▶ _AVAILABLE RECORDS_:
_____

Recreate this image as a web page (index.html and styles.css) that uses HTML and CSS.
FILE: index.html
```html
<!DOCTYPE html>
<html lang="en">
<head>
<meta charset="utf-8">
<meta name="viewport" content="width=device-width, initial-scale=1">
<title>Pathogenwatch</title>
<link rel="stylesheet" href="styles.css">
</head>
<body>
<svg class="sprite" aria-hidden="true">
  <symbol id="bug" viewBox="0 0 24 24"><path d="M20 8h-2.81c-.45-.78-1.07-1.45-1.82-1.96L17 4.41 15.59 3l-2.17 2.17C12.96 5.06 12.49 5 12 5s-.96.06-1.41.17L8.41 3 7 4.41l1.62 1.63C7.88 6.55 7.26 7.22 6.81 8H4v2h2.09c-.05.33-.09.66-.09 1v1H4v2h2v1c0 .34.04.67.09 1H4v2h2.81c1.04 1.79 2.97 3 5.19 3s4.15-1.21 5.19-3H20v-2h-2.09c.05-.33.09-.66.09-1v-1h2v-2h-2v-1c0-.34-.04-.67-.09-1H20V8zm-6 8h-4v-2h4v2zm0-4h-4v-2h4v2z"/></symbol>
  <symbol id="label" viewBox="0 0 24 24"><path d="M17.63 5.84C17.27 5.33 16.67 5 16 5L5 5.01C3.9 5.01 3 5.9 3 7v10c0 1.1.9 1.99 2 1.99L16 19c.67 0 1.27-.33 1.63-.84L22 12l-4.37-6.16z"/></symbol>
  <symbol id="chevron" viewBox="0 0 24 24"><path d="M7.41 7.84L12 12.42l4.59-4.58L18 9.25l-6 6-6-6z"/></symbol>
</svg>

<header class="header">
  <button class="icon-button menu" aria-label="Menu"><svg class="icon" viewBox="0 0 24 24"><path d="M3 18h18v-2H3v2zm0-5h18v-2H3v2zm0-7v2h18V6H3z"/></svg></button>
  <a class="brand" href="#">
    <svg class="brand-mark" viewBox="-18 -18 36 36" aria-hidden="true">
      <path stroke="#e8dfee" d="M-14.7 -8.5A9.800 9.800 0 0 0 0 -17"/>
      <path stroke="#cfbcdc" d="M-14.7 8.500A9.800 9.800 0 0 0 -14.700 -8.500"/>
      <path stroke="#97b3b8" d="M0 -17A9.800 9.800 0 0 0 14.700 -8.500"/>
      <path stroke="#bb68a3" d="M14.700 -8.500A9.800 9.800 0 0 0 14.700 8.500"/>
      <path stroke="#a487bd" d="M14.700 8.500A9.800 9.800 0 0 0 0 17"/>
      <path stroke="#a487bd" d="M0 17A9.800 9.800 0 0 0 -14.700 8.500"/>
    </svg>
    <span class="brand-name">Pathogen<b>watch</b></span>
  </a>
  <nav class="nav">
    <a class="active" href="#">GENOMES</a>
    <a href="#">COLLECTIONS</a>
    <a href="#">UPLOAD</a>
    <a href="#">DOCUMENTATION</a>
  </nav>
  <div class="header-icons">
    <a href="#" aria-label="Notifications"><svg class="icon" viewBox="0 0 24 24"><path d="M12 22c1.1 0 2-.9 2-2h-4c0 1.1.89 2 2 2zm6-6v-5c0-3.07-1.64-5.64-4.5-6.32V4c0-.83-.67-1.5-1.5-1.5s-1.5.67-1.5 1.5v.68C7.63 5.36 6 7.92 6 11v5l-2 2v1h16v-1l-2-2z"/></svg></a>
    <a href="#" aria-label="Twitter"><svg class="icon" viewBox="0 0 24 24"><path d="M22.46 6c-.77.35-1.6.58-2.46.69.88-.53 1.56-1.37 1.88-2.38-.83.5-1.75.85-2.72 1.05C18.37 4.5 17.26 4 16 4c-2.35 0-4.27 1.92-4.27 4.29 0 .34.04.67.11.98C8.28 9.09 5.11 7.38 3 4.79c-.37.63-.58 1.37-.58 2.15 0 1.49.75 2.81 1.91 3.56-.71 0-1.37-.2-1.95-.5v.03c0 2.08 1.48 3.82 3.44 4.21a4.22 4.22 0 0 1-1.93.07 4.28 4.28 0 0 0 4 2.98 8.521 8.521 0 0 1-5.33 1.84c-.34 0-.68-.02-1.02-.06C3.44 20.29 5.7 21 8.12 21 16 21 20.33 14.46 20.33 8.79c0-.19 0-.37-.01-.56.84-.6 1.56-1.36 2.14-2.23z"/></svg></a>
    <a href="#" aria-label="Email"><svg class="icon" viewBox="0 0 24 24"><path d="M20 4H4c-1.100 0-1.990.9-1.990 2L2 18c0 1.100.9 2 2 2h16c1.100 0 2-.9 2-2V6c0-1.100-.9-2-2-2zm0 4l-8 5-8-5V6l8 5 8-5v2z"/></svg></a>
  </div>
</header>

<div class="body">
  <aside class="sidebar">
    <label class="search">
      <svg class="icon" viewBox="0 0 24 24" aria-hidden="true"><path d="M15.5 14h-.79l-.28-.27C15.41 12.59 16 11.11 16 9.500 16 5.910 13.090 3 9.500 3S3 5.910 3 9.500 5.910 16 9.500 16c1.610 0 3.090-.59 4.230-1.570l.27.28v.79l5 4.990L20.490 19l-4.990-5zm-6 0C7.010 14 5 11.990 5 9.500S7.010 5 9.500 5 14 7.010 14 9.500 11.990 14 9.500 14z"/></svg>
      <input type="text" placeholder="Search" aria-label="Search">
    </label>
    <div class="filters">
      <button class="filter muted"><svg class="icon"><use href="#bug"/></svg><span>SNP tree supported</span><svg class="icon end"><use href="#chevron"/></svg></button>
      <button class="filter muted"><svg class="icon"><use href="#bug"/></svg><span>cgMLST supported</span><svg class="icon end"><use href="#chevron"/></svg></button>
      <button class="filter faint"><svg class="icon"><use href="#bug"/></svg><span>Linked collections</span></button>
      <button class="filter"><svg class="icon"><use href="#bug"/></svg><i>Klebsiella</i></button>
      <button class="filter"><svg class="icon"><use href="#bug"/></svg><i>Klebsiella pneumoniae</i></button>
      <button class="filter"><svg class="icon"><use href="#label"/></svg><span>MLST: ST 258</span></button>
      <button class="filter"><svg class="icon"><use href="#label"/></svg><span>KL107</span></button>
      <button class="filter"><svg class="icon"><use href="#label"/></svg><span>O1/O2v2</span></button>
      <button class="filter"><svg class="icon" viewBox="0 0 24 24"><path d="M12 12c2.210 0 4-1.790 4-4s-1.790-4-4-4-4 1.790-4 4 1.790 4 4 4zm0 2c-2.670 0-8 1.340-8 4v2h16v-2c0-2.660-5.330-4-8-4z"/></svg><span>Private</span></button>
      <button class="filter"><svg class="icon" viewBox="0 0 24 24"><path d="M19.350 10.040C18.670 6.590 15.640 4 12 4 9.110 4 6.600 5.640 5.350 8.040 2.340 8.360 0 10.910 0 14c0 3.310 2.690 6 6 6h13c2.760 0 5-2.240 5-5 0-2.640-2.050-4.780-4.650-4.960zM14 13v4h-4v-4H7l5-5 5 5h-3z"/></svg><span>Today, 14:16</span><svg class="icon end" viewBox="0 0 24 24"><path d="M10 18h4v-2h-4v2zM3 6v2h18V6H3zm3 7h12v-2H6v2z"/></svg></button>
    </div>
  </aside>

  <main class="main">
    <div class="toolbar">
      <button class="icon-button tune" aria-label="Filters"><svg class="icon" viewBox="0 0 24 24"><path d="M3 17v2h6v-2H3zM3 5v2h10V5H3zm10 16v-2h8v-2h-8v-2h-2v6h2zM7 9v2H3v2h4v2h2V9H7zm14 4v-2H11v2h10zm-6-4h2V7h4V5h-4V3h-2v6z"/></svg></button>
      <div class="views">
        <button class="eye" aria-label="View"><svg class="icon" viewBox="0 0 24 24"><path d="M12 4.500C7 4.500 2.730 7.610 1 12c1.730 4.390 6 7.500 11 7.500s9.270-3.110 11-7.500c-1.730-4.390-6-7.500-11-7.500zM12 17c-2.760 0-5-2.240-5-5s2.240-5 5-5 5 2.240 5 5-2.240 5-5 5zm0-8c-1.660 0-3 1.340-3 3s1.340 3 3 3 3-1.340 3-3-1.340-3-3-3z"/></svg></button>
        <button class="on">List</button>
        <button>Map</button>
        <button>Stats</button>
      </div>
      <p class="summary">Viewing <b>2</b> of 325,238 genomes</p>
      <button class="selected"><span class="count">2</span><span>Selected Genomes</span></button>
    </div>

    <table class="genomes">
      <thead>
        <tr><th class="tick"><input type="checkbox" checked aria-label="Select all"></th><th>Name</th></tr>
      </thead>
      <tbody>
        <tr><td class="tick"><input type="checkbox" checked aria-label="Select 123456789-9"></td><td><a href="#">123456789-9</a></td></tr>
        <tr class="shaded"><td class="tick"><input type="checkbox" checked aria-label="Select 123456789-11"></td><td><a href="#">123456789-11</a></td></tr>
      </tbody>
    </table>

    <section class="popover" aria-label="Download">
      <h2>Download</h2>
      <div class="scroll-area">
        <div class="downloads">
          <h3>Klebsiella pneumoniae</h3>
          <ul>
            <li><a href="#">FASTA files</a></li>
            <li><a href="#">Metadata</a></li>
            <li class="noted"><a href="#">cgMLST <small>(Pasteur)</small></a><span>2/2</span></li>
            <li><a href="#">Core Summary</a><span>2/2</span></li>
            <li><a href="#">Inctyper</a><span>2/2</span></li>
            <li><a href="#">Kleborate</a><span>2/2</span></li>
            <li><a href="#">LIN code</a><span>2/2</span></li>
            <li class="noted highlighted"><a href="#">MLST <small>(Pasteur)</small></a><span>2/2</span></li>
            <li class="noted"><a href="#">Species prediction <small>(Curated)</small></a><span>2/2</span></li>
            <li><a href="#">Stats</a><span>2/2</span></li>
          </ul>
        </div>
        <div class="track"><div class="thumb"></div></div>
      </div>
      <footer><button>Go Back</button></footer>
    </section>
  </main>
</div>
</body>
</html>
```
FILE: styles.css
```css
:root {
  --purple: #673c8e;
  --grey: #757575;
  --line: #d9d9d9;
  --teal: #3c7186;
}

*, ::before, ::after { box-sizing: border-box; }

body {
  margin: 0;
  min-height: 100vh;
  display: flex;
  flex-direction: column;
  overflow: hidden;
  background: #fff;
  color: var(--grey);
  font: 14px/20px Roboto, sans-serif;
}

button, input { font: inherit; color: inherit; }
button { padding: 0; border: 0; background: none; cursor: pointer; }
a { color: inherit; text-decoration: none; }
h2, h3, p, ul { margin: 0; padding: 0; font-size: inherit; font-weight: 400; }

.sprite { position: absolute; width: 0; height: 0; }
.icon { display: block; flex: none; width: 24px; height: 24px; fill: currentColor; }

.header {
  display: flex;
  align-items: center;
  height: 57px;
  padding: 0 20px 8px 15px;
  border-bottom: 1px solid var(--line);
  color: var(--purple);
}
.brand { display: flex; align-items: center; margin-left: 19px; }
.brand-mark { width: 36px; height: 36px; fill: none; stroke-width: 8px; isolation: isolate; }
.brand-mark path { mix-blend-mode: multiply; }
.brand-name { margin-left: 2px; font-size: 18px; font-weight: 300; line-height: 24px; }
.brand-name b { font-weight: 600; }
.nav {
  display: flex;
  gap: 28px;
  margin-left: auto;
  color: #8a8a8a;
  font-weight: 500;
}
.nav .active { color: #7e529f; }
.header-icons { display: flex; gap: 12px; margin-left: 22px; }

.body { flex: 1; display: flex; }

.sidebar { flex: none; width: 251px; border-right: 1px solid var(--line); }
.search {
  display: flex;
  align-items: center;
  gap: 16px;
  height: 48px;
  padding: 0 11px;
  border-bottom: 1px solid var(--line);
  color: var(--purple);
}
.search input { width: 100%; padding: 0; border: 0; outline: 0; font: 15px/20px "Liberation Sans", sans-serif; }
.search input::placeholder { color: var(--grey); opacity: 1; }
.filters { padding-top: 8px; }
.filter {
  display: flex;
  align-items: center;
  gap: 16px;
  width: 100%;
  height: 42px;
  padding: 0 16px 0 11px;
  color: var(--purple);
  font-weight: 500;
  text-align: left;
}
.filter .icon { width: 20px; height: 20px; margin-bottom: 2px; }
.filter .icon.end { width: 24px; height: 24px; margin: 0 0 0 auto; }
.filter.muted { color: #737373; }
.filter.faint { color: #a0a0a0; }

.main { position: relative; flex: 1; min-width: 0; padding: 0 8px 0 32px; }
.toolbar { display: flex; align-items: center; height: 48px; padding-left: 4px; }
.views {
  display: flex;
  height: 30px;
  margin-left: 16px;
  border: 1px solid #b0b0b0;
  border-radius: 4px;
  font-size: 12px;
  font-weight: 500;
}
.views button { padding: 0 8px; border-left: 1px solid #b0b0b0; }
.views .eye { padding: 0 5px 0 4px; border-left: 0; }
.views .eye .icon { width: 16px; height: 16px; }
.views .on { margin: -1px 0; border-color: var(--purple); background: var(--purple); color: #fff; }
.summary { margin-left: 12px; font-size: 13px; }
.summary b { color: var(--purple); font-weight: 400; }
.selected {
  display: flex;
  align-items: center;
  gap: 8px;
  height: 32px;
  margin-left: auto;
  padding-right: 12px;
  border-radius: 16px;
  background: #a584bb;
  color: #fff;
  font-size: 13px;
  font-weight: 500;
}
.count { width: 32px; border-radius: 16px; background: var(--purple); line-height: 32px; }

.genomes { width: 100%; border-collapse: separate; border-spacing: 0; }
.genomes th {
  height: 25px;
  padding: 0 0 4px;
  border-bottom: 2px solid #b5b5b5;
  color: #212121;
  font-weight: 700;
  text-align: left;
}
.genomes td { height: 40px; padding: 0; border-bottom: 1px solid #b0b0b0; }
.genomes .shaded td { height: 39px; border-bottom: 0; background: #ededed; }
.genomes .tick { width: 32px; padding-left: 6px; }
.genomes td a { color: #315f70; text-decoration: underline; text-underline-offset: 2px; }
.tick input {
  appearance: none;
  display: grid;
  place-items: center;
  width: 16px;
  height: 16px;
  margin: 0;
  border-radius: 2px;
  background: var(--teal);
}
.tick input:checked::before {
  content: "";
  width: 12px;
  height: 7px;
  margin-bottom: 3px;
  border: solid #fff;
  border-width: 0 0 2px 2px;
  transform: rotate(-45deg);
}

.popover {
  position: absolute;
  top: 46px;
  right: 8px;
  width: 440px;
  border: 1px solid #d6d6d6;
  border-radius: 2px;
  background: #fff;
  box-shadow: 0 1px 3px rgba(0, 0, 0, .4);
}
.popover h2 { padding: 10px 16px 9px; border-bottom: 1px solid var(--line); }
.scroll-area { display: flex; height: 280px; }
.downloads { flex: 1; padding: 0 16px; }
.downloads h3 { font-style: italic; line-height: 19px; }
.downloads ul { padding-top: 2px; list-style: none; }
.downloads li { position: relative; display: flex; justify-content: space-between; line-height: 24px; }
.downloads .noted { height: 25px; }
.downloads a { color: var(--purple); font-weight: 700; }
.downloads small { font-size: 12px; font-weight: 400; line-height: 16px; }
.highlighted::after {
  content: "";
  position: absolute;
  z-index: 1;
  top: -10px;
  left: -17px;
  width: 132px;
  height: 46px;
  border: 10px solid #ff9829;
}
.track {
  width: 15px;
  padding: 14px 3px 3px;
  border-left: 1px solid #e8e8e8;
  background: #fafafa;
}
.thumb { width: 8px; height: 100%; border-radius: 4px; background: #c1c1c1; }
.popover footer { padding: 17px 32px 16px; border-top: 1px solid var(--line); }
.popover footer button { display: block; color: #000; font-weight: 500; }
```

_____

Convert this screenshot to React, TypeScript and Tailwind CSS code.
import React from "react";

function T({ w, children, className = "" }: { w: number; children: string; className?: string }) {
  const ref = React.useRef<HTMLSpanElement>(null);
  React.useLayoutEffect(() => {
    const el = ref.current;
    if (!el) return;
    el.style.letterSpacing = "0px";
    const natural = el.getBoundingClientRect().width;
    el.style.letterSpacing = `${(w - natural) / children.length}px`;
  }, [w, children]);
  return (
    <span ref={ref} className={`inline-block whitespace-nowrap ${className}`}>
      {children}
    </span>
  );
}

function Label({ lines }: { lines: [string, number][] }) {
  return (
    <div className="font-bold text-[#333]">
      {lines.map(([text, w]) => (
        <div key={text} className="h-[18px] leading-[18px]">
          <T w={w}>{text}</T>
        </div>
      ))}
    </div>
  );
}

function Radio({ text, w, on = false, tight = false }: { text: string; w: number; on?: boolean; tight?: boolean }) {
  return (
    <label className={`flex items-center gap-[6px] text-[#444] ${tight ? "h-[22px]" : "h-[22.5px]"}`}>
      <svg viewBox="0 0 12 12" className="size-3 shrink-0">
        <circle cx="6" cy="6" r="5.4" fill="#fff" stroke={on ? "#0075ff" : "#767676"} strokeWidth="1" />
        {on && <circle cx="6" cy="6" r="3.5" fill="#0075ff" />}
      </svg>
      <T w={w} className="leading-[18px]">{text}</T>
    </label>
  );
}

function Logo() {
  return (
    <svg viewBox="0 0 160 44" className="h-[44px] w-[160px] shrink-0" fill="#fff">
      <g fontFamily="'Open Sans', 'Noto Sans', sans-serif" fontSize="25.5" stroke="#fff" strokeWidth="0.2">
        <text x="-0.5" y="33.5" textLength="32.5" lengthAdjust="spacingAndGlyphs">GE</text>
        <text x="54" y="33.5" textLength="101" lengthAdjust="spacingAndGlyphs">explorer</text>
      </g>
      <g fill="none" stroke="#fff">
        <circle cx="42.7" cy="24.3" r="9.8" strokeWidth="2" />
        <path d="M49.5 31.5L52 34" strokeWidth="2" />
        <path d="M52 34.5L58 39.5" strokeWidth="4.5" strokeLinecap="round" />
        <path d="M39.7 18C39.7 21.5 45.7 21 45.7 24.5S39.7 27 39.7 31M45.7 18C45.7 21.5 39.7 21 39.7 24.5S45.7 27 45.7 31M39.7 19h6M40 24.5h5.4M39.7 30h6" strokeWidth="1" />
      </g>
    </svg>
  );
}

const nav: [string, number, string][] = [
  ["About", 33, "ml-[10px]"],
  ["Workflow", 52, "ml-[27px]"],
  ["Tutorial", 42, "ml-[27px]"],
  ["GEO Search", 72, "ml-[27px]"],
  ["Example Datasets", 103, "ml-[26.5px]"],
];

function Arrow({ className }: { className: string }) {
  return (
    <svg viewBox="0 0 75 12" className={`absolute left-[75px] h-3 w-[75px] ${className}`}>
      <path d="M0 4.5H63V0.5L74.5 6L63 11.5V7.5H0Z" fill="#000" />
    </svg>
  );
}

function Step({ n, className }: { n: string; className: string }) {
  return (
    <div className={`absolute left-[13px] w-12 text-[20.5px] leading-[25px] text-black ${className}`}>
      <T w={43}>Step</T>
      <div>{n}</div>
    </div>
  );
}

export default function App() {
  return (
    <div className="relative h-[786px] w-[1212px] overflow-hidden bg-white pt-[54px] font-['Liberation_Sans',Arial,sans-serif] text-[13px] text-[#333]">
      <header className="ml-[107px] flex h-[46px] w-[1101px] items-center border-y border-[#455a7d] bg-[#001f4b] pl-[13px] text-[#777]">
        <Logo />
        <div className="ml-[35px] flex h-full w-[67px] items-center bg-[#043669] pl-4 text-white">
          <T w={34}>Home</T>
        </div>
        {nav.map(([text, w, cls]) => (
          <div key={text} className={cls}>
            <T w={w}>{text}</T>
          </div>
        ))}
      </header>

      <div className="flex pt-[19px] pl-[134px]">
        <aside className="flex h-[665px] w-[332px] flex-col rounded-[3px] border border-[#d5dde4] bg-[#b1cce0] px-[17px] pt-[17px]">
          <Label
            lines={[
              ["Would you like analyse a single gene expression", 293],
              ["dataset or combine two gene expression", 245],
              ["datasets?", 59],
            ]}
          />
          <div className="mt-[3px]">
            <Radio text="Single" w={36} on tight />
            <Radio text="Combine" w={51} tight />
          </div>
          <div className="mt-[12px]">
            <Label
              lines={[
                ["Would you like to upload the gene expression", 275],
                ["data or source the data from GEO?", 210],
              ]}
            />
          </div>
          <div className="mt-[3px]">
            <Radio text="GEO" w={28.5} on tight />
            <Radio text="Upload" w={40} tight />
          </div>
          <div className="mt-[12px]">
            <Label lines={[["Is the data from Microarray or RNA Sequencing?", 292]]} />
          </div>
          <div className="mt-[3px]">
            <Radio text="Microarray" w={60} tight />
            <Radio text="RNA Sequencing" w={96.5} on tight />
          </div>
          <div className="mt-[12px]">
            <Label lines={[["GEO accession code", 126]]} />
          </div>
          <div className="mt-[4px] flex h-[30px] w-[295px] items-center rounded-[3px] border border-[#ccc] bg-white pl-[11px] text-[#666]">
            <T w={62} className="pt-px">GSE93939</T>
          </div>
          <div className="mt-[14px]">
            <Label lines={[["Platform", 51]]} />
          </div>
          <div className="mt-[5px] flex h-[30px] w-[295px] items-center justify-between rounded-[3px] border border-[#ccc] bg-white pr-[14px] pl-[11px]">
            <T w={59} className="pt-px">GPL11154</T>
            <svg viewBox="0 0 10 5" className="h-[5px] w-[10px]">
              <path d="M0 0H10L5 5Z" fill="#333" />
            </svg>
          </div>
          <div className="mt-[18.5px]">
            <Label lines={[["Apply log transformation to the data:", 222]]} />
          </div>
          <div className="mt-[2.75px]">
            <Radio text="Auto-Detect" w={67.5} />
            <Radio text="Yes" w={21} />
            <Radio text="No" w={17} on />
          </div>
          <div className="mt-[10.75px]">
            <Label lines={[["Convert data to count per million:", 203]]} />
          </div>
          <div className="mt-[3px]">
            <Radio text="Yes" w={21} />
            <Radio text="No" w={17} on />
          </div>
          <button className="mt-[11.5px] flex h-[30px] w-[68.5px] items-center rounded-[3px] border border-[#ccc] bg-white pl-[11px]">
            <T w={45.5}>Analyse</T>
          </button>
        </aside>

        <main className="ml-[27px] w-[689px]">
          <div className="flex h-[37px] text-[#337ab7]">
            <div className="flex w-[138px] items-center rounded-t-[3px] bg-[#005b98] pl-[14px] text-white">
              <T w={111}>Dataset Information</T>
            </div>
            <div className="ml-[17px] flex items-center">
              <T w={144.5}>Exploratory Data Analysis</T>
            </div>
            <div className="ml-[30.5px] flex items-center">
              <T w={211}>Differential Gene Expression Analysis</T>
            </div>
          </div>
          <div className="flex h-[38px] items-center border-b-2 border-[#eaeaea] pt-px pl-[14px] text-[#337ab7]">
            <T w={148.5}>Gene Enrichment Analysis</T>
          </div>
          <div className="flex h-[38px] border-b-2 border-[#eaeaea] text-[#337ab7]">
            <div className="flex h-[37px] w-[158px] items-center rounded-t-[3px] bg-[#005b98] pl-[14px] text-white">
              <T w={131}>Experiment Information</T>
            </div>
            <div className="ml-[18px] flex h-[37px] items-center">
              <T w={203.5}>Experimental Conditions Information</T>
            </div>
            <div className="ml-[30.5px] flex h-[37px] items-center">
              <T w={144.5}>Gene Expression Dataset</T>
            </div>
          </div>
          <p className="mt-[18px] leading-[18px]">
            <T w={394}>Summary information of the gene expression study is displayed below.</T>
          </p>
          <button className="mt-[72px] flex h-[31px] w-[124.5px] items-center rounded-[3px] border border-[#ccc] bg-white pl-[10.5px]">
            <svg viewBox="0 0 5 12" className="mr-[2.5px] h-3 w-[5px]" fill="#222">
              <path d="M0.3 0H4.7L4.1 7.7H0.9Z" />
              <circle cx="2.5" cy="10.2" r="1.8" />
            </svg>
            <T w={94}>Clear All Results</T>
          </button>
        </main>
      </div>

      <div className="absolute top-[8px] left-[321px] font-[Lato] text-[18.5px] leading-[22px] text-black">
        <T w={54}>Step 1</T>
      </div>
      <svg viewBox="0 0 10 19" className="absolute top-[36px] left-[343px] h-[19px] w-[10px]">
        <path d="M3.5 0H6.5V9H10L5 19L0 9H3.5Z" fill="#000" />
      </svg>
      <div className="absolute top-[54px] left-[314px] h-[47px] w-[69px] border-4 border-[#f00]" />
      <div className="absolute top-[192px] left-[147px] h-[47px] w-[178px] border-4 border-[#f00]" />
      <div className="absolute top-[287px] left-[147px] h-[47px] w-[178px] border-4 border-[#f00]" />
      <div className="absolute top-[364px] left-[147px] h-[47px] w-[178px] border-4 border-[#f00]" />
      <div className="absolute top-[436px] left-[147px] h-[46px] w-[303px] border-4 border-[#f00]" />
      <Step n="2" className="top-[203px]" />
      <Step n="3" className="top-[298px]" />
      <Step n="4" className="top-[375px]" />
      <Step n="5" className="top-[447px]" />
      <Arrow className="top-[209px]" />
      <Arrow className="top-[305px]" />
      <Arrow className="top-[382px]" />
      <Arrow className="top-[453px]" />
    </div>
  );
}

_____

▶ _EXERCISE DESCRIPTION_:
Starting at the line that contains "Convert this screenshot", repeat each line exactly, and stop after the line that contains "import React from".

▶ _RESULT BELOW_:
Convert this screenshot to React, TypeScript and Tailwind CSS code.
import React from "react";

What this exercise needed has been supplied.